The problem is that these figures actually illustrate Russian lawlessness and corruption, if businesses can be so easily harassed by frivolous cases that can’t even stand up in a biased and controlled Russian court system. His solution is not to allow the bar and the courts to grow stronger to defend free enterprise, as that would mean separation of powers, but to chastise the executive branch not to be so ferocious — a message they know they can ignore.
The fact that the leading anti-corruption campaigner in Russia — Alexei Navalny — has been tried on specious business fraud cases multiple times, and his brother, not involved in politics, jailed on equally dubious grounds, speaks volumes about how arbitrary prosecution continues to be used to suppress politics as well as business independent of the state.
Last year, Putin announced an amnesty for Russians who would bring their capital back to Russia, a pledge Putin admitted business people “were not hastening to make use of.” Here his solution was to extend the amnesty another six months ask law-enforcers to “make the necessary correctives” to simplify necessary procedures. 
The Duma has some capacity to draft and approve budgets but is heavily influenced by the Kremlin; Putin called for even more of a “defining role” of the Kremlin in the budget process and for a “balanced budget” which seems out of reach growing Russia’s growing deficit. He also called for federal funds subsidizing regions and enterprises  to be transferred only to government accounts to be better monitored.

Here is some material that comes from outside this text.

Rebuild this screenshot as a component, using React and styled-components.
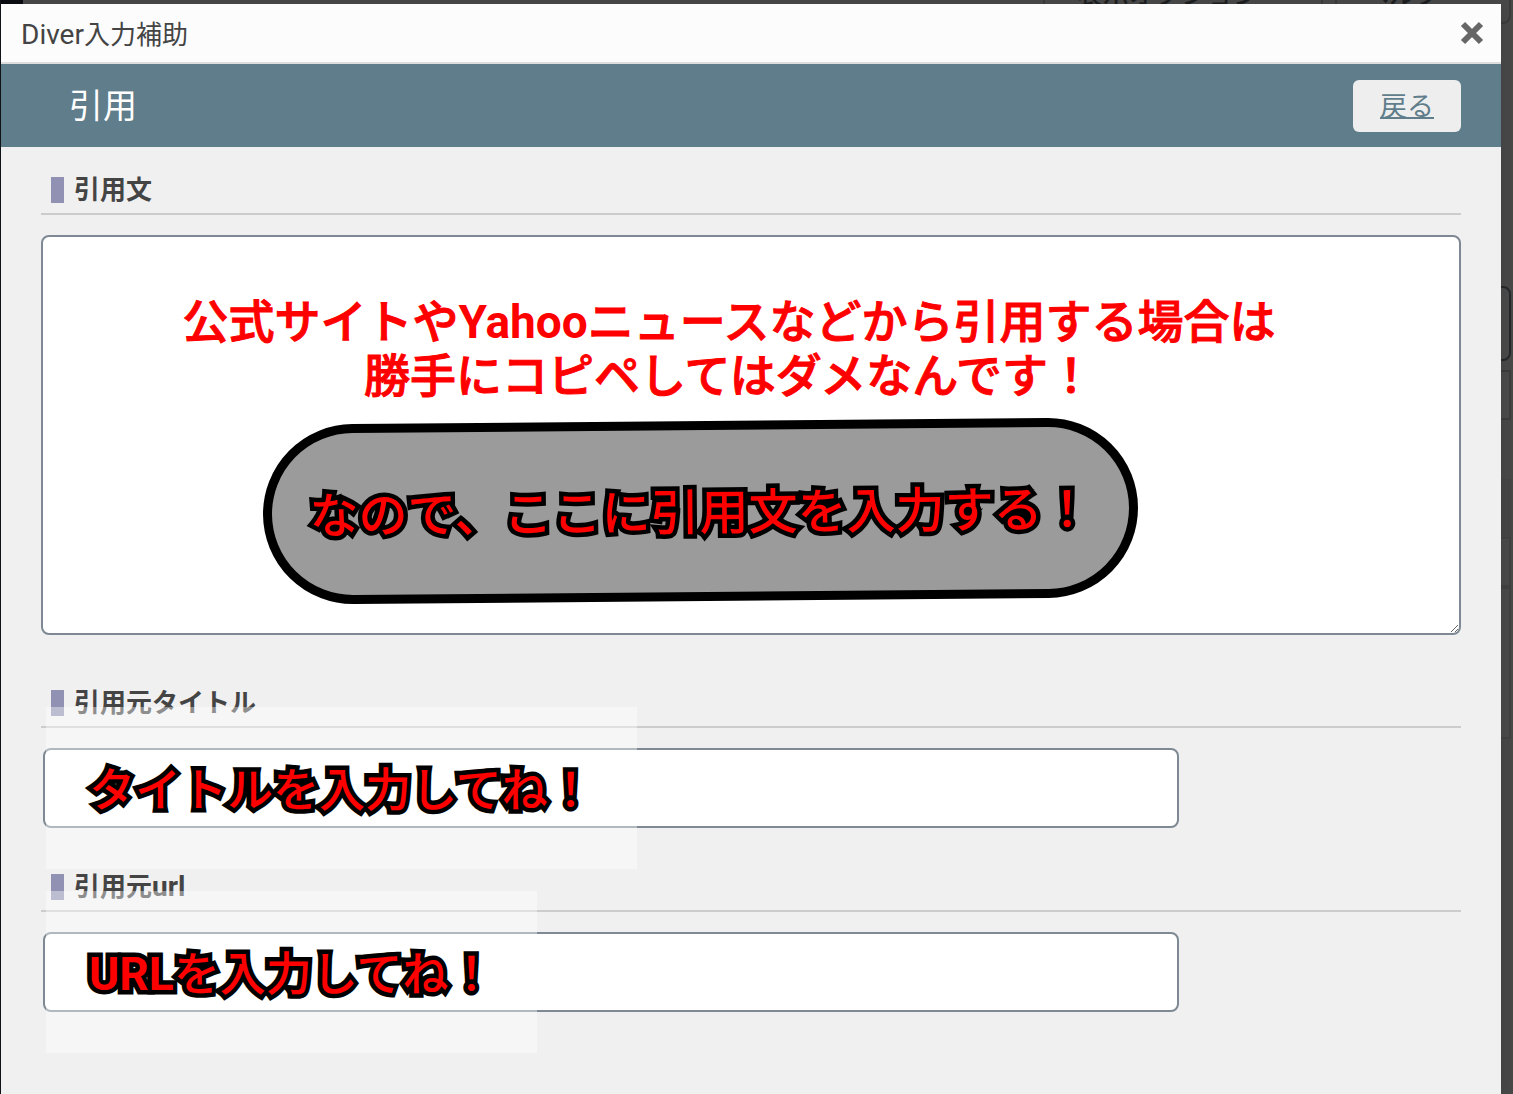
import React from "react";
import styled, { createGlobalStyle } from "styled-components";

const App = () => {
  return (
    <>
      <GlobalStyle />
      <Page>
        <Behind aria-hidden="true">
          <Corner />
          <ScreenTabs>
            <ScreenTab>表示オプション</ScreenTab>
            <ScreenTab $last>ヘルプ</ScreenTab>
          </ScreenTabs>
          <SideBoxes>
            <SideBox $height={75} $space={9} $color="#25282b" $radius={8} />
            <SideBox $height={50} $space={59} $color="#3c3c3c" />
            <SideBox $height={58} $color="#444" $fill="#444" />
            <SideBox $height={50} $color="#414141" />
            <SideBox $height={152} $color="#414141" />
          </SideBoxes>
        </Behind>
        <Modal role="dialog" aria-labelledby="modal-title">
          <ModalHeader>
            <ModalTitle id="modal-title">
              <Latin>Diver</Latin>入力補助
            </ModalTitle>
            <CloseButton type="button" aria-label="閉じる">
              <svg width="24" height="24" viewBox="0 0 24 24">
                <path
                  d="M3 3L21 21M21 3L3 21"
                  stroke="#666"
                  strokeWidth="6"
                  fill="none"
                />
              </svg>
            </CloseButton>
          </ModalHeader>
          <Toolbar>
            <h2>引用</h2>
            <BackLink href="#back">戻る</BackLink>
          </Toolbar>
          <Form>
            <Field $space={45}>
              <Label htmlFor="quote">引用文</Label>
              <Control>
                <TextArea id="quote" />
                <Message>
                  <p>
                    公式サイトや<b>Yahoo</b>ニュースなどから引用する場合は
                    <br />
                    勝手にコピペしてはダメなんです！
                  </p>
                  <Pill>なので、ここに引用文を入力する！</Pill>
                </Message>
              </Control>
            </Field>
            <Field $space={36}>
              <Label htmlFor="title">引用元タイトル</Label>
              <Control>
                <Input id="title" type="text" />
                <Note>タイトルを入力してね！</Note>
              </Control>
            </Field>
            <Field $space={36}>
              <Label htmlFor="url">
                <span>
                  引用元<Latin>url</Latin>
                </span>
              </Label>
              <Control>
                <Input id="url" type="text" />
                <Note>
                  <b>URL</b>を入力してね！
                </Note>
              </Control>
            </Field>
          </Form>
        </Modal>
      </Page>
    </>
  );
};

const GlobalStyle = createGlobalStyle`
  * {
    margin: 0;
    padding: 0;
    box-sizing: border-box;
  }
  body {
    background: #484848;
    color: #444;
    font-family: "Noto Sans CJK JP", sans-serif;
    font-size: 26px;
  }
`;

const Page = styled.div`
  position: relative;
  display: flex;
  min-height: 100vh;
  padding: 4px 12px 0 1px;
  overflow: hidden;
`;

const Behind = styled.div`
  position: absolute;
  inset: 0;
  overflow: hidden;
  border-left: 1px solid #101418;
`;

const Corner = styled.div`
  width: 22px;
  height: 4px;
  background: #0c0d12;
`;

const ScreenTabs = styled.div`
  position: absolute;
  top: -33px;
  right: 2px;
  display: flex;
  gap: 12px;
`;

const ScreenTab = styled.div`
  width: ${(props) => (props.$last ? 176 : 280)}px;
  height: 57px;
  padding: 0 ${(props) => (props.$last ? 26 : 32)}px;
  border: 2px solid #3a3b3c;
  border-radius: 0 0 8px 8px;
  color: #1c1e20;
  font-weight: 500;
  line-height: 48px;
`;

const SideBoxes = styled.div`
  display: flex;
  flex-direction: column;
  align-items: flex-end;
  padding: 282px 2px 0;
`;

const SideBox = styled.div`
  width: 60px;
  height: ${(props) => props.$height}px;
  margin-bottom: ${(props) => props.$space || 0}px;
  border: 2px solid ${(props) => props.$color};
  border-radius: ${(props) => props.$radius || 0}px;
  background: ${(props) => props.$fill || "#4a4a4a"};
`;

const Modal = styled.div`
  position: relative;
  flex: 1;
  background: #f0f0f0;
  box-shadow: 0 4px 16px rgba(0, 0, 0, 0.1);
`;

const ModalHeader = styled.header`
  display: flex;
  align-items: center;
  justify-content: space-between;
  height: 60px;
  padding: 0 17px 0 20px;
  background: #fcfcfc;
  border-bottom: 2px solid #ddd;
`;

const ModalTitle = styled.h1`
  font-size: 26px;
  font-weight: 400;
  line-height: 56px;
`;

const Latin = styled.span`
  font-family: Roboto, sans-serif;
  font-size: 28px;
  line-height: 1px;
`;

const CloseButton = styled.button`
  display: flex;
  border: none;
  background: none;
  cursor: pointer;
`;

const Toolbar = styled.div`
  display: flex;
  align-items: center;
  justify-content: space-between;
  height: 83px;
  padding: 0 40px 0 68px;
  background: #607d8b;
  color: #fff;
  h2 {
    padding-bottom: 4px;
    font-size: 34px;
    font-weight: 400;
  }
`;

const BackLink = styled.a`
  padding: 0 27px 2px;
  border-radius: 6px;
  background: #eee;
  color: #607d8b;
  font-size: 27px;
  line-height: 50px;
  text-underline-offset: 1px;
`;

const Form = styled.form`
  padding: 20px 40px;
`;

const Field = styled.div`
  margin-bottom: ${(props) => props.$space}px;
`;

const Label = styled.label`
  display: flex;
  align-items: flex-start;
  padding: 10px;
  border-bottom: 2px solid #ccc;
  font-weight: 700;
  line-height: 22px;
  &::before {
    content: "";
    width: 13px;
    height: 26px;
    margin-right: 10px;
    background: #9192b3;
  }
`;

const Control = styled.div`
  position: relative;
  margin-top: 20px;
`;

const TextArea = styled.textarea`
  display: block;
  width: 100%;
  height: 400px;
  padding: 16px;
  border: 2px solid #7e8993;
  border-radius: 8px;
  background: #fff;
  font: inherit;
`;

const Input = styled.input`
  display: block;
  width: 80%;
  height: 80px;
  margin: 0 2px;
  padding: 0 16px;
  border: 2px solid #7e8993;
  border-radius: 8px;
  background: #fff;
  font: inherit;
`;

const Message = styled.div`
  position: absolute;
  top: 56px;
  left: 138px;
  width: 1100px;
  color: #f00;
  font-size: 46px;
  font-weight: 500;
  line-height: 54px;
  text-align: center;
  white-space: nowrap;
  pointer-events: none;
  p {
    -webkit-text-stroke: 1px #f00;
  }
  b {
    font-family: Roboto, sans-serif;
    font-weight: 700;
    line-height: 1px;
    -webkit-text-stroke: 0;
  }
`;

const Pill = styled.div`
  display: flex;
  align-items: center;
  justify-content: center;
  width: 875px;
  height: 180px;
  margin: 22px 0 0 84px;
  padding-bottom: 4px;
  border: 9px solid #000;
  border-radius: 90px;
  background: #9b9b9b;
  font-size: 49px;
  -webkit-text-stroke: 9px #000;
  paint-order: stroke fill;
  transform: rotate(-0.5deg);
`;

const Note = styled.div`
  position: absolute;
  top: 50%;
  left: 5px;
  padding: 52px 43px 56px;
  background: rgba(255, 255, 255, 0.4);
  color: #f00;
  font-size: 46px;
  font-weight: 500;
  line-height: 54px;
  white-space: nowrap;
  -webkit-text-stroke: 9px #000;
  paint-order: stroke fill;
  transform: translateY(-50%);
  pointer-events: none;
  b {
    font-family: Roboto, sans-serif;
    font-weight: 700;
    line-height: 1px;
  }
`;

export default App;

Finally, Putin denied what he said demographers even from the UN have told Russia — that it will face a “demographic trough” after a slight rise in birth rates. Putin described the slump as “echo of the 1990s,” a decade of social upheaval after the collapse of the Soviet Union — not acknowledging the 70 years before that and their lingering influence are a key factor for demography and the economy. Putin had sponsored a “maternal capital” fund to promote childbirth — but even in his speech acknowledged that the 6.5 million Russian families that made use of this fund included occupied Crimea and Sevastopol.